Instruction >> Copy out all the lines in the records that include the word "TypeScript".

Data shown >>
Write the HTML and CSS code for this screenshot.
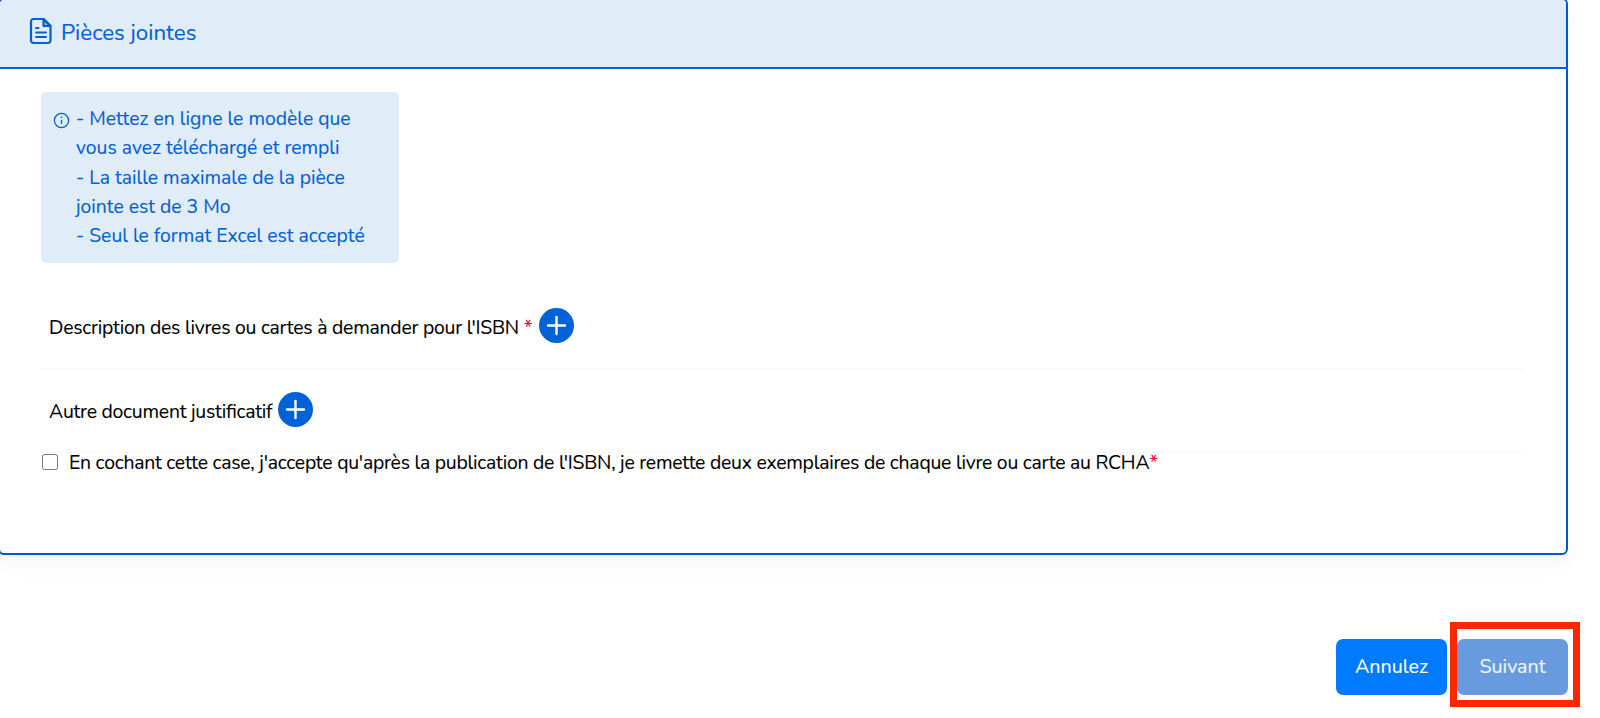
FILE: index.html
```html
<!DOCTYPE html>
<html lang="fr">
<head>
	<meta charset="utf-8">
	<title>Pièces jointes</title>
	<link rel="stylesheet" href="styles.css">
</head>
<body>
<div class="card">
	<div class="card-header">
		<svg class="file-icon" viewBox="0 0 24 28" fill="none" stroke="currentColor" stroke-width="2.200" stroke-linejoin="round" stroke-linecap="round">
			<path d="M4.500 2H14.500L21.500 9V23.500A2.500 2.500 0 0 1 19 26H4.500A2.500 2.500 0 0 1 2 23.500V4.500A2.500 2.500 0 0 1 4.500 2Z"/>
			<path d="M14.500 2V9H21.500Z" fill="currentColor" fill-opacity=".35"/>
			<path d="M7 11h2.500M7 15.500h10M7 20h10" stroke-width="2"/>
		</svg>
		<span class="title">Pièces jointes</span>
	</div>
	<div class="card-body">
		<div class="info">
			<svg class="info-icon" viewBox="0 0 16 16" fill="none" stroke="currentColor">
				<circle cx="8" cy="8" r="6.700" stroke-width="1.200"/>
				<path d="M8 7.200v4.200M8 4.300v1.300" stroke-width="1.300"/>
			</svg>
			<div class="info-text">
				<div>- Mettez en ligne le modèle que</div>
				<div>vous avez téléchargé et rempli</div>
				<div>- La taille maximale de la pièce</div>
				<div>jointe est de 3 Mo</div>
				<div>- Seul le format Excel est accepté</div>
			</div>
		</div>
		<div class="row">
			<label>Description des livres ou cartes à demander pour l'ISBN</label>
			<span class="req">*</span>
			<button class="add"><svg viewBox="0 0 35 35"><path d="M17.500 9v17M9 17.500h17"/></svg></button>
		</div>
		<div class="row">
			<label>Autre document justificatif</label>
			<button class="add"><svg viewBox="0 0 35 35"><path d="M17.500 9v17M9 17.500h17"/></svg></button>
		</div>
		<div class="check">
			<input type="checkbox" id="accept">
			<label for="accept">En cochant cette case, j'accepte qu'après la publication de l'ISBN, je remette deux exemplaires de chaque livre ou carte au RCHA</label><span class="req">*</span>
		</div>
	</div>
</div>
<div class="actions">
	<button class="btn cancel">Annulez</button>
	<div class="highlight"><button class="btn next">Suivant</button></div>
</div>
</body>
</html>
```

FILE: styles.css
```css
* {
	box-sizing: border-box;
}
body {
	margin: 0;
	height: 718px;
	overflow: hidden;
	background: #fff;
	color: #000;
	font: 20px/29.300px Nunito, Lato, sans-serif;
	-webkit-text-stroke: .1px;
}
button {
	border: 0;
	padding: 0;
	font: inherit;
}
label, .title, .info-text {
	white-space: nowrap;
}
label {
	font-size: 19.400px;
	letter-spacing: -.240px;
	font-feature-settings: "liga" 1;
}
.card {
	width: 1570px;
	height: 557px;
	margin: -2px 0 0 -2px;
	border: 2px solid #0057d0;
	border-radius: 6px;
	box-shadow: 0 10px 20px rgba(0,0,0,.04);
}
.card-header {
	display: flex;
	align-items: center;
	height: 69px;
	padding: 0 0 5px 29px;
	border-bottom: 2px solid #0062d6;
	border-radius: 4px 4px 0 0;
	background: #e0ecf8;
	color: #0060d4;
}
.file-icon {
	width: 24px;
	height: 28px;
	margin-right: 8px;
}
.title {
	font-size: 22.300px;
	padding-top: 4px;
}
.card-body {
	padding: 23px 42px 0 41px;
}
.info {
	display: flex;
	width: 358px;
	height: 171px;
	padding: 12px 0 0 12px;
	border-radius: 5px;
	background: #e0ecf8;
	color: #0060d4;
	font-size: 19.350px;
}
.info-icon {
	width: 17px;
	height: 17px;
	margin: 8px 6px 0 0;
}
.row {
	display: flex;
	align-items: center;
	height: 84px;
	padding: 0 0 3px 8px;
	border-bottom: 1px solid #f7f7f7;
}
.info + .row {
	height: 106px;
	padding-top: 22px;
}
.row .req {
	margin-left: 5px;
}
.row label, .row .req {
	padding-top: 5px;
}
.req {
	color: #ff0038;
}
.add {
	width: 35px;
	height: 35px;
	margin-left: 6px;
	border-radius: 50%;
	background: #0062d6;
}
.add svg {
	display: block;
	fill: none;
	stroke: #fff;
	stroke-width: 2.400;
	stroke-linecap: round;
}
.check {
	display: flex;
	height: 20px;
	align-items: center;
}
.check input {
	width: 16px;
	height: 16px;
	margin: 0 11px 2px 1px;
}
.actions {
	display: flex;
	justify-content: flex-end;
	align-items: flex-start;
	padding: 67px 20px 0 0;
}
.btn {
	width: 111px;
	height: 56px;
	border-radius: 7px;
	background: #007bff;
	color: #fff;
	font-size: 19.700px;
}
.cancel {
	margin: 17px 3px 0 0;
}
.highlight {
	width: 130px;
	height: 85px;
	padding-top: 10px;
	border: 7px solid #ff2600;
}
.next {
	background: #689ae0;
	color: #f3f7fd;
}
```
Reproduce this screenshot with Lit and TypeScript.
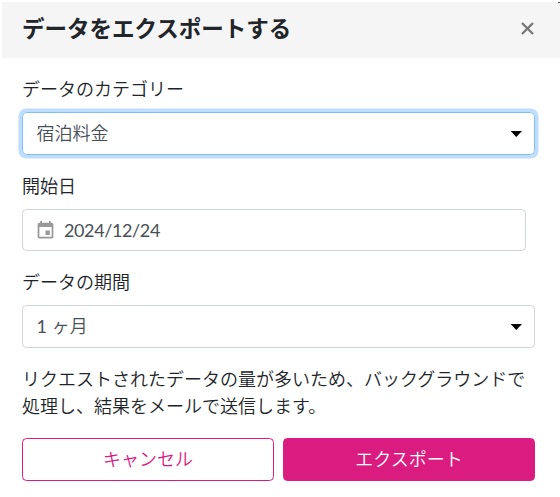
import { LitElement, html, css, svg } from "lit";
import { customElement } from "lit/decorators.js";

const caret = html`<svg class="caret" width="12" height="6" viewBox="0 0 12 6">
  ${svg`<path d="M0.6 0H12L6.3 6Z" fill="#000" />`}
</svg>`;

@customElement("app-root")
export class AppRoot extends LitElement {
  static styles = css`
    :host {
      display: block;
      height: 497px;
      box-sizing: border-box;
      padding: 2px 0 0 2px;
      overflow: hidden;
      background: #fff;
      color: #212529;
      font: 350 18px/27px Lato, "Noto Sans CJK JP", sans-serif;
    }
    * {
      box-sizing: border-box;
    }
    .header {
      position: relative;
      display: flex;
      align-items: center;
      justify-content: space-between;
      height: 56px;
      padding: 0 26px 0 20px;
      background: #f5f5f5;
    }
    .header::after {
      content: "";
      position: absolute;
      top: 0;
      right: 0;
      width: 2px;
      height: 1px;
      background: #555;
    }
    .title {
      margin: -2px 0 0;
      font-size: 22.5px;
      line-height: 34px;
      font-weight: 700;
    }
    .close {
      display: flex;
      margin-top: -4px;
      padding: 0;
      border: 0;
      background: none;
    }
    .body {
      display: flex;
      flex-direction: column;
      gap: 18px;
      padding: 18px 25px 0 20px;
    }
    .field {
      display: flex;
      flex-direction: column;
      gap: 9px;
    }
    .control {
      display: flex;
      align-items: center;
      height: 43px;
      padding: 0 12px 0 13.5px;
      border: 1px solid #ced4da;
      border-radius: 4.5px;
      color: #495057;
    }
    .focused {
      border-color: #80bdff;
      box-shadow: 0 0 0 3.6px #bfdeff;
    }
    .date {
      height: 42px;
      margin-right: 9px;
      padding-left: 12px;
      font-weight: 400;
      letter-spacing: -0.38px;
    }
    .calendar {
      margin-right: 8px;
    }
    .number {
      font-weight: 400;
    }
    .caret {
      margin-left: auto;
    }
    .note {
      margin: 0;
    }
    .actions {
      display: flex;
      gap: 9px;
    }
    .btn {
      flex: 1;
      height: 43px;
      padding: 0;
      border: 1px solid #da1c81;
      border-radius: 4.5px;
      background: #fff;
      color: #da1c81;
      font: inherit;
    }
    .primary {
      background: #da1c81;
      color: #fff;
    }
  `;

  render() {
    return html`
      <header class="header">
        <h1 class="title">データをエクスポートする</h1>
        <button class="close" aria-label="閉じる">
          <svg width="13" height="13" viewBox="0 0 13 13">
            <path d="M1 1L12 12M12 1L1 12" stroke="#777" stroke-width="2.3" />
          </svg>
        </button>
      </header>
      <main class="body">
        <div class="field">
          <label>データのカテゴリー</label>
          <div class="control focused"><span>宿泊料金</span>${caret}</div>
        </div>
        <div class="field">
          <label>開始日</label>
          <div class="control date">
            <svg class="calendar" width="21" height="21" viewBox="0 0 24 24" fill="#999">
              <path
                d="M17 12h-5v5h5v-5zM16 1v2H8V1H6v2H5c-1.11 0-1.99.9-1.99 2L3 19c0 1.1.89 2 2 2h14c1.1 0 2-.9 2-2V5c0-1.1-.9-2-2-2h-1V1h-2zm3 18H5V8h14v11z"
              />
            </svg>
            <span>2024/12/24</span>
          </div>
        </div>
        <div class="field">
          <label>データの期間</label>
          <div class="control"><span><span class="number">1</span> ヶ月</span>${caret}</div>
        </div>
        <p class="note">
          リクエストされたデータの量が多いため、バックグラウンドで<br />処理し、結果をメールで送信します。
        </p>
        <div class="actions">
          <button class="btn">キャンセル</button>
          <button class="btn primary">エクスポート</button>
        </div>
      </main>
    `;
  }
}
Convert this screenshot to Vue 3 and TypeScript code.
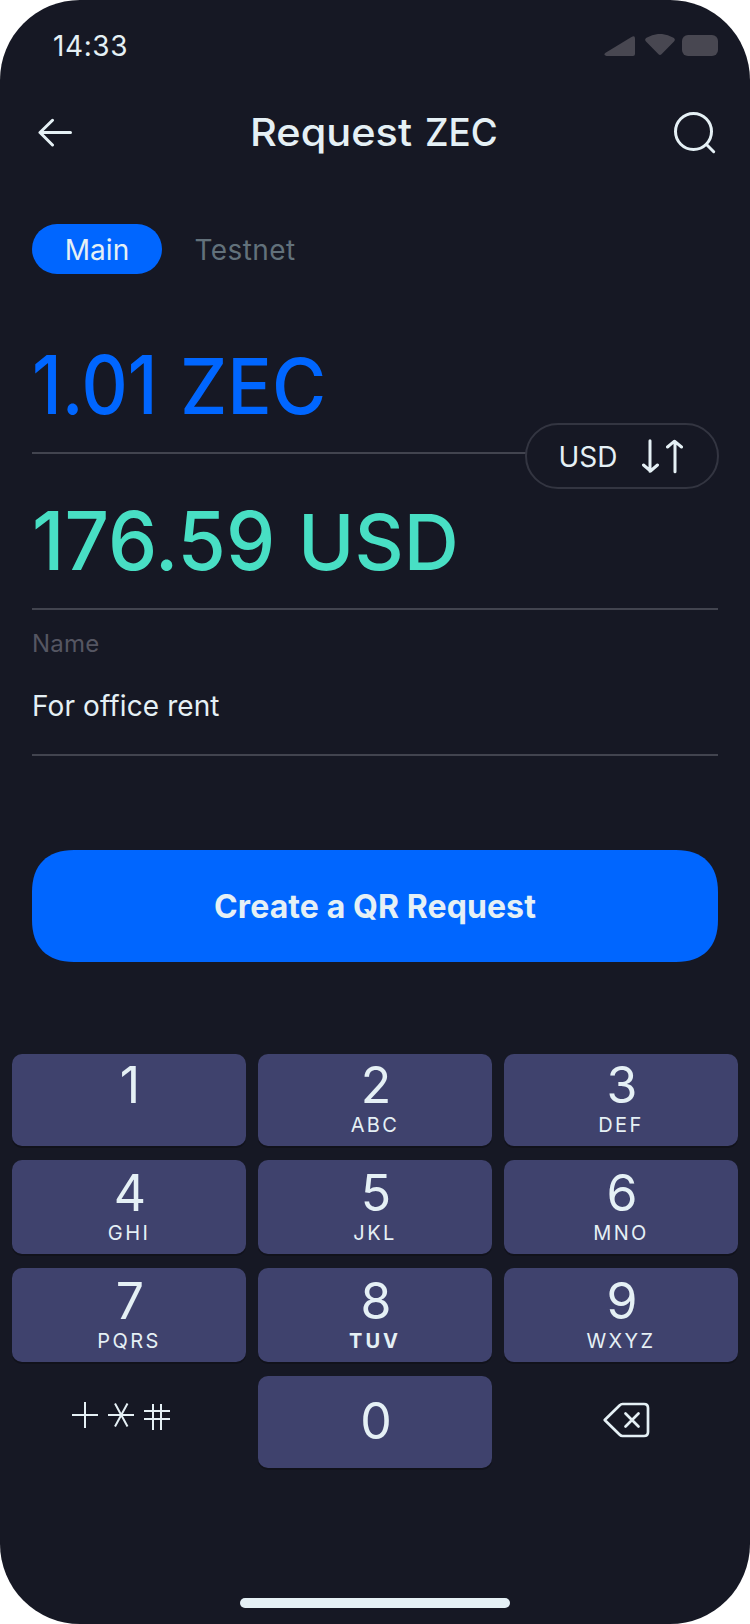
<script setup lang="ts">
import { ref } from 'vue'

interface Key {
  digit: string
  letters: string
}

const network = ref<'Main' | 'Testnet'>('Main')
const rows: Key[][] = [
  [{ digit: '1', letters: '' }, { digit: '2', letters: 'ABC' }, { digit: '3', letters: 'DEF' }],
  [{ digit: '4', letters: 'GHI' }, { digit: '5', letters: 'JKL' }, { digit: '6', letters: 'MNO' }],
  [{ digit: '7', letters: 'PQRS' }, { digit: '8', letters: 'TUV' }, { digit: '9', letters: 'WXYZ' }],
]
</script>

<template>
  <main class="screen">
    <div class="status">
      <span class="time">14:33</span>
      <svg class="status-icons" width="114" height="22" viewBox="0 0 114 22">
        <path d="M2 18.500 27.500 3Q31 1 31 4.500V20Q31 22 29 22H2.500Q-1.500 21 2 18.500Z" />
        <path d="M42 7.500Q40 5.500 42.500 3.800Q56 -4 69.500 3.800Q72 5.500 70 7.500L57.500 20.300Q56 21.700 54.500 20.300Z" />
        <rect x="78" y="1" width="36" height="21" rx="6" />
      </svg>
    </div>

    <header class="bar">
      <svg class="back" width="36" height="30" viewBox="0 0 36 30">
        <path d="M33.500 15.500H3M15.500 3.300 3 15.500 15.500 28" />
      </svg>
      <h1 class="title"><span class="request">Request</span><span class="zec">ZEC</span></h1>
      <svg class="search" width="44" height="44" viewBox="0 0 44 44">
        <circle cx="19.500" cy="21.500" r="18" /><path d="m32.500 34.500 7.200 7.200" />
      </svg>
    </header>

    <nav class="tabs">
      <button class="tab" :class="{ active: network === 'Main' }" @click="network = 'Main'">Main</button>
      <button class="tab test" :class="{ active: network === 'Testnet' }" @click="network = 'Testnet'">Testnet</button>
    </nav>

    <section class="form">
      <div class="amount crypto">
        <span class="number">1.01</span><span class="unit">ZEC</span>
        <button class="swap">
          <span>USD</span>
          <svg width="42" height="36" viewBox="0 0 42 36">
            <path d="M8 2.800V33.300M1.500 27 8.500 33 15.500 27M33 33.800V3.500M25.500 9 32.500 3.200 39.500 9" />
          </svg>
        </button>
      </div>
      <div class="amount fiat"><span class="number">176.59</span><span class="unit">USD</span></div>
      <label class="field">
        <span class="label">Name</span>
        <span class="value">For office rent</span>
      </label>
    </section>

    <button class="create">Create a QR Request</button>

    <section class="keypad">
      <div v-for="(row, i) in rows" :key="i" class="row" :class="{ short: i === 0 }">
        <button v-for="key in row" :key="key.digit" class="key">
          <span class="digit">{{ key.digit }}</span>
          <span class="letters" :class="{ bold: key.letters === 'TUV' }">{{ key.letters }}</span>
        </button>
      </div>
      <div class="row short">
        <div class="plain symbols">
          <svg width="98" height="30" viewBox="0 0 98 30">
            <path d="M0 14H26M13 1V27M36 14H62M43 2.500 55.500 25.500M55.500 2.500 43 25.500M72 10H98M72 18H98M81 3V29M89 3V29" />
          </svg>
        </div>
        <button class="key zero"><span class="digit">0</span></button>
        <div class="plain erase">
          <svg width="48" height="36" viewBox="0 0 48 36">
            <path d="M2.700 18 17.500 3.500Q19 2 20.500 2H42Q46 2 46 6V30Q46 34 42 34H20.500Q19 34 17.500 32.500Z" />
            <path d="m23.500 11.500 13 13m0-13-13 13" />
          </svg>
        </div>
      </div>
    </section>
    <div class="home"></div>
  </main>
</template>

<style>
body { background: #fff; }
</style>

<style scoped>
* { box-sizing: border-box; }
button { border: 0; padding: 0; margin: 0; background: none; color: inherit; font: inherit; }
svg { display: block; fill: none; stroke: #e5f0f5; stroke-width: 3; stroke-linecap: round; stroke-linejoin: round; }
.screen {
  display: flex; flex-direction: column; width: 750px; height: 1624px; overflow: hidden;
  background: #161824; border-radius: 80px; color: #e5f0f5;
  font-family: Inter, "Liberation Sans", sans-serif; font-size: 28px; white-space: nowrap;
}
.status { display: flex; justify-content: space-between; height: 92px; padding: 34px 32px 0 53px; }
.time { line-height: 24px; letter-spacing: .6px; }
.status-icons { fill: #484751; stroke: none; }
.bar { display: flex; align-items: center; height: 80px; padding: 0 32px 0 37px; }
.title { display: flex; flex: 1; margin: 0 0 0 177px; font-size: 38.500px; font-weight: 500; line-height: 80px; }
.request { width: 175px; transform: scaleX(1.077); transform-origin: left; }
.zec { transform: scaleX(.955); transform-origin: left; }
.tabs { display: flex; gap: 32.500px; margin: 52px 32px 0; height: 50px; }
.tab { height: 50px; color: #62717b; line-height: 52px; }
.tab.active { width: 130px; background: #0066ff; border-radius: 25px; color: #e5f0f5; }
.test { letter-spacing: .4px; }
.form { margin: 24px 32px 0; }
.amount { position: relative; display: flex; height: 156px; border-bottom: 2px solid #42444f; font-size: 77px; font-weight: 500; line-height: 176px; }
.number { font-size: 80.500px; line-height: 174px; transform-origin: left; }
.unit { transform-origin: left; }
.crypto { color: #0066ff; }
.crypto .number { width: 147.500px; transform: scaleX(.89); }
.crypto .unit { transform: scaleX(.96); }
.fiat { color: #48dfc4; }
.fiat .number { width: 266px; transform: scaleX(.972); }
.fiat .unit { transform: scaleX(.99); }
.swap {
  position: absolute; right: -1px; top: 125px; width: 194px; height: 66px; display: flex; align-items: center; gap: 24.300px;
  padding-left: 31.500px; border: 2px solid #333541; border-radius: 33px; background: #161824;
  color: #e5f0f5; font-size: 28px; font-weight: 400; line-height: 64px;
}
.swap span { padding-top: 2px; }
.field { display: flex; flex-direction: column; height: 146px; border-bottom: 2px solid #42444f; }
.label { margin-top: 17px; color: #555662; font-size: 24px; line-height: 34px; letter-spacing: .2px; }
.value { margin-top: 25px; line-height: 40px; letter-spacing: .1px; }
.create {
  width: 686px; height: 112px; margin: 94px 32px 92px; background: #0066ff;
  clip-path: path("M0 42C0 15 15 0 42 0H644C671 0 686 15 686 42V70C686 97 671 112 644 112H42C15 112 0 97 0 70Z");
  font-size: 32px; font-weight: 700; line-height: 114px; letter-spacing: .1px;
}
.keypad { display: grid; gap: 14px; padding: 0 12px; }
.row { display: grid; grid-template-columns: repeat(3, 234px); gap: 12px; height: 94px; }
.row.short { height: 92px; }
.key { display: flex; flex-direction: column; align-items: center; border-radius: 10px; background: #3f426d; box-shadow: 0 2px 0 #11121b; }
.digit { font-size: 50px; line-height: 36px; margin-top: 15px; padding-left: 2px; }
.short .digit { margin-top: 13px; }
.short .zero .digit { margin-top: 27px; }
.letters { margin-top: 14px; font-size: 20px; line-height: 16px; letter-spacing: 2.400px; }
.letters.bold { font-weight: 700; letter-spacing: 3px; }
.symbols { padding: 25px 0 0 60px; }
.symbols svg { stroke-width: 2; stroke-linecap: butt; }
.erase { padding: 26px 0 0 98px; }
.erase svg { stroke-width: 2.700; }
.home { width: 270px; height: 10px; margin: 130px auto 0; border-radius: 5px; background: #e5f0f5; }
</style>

Response >>
Reproduce this screenshot with Lit and TypeScript.
Convert this screenshot to Vue 3 and TypeScript code.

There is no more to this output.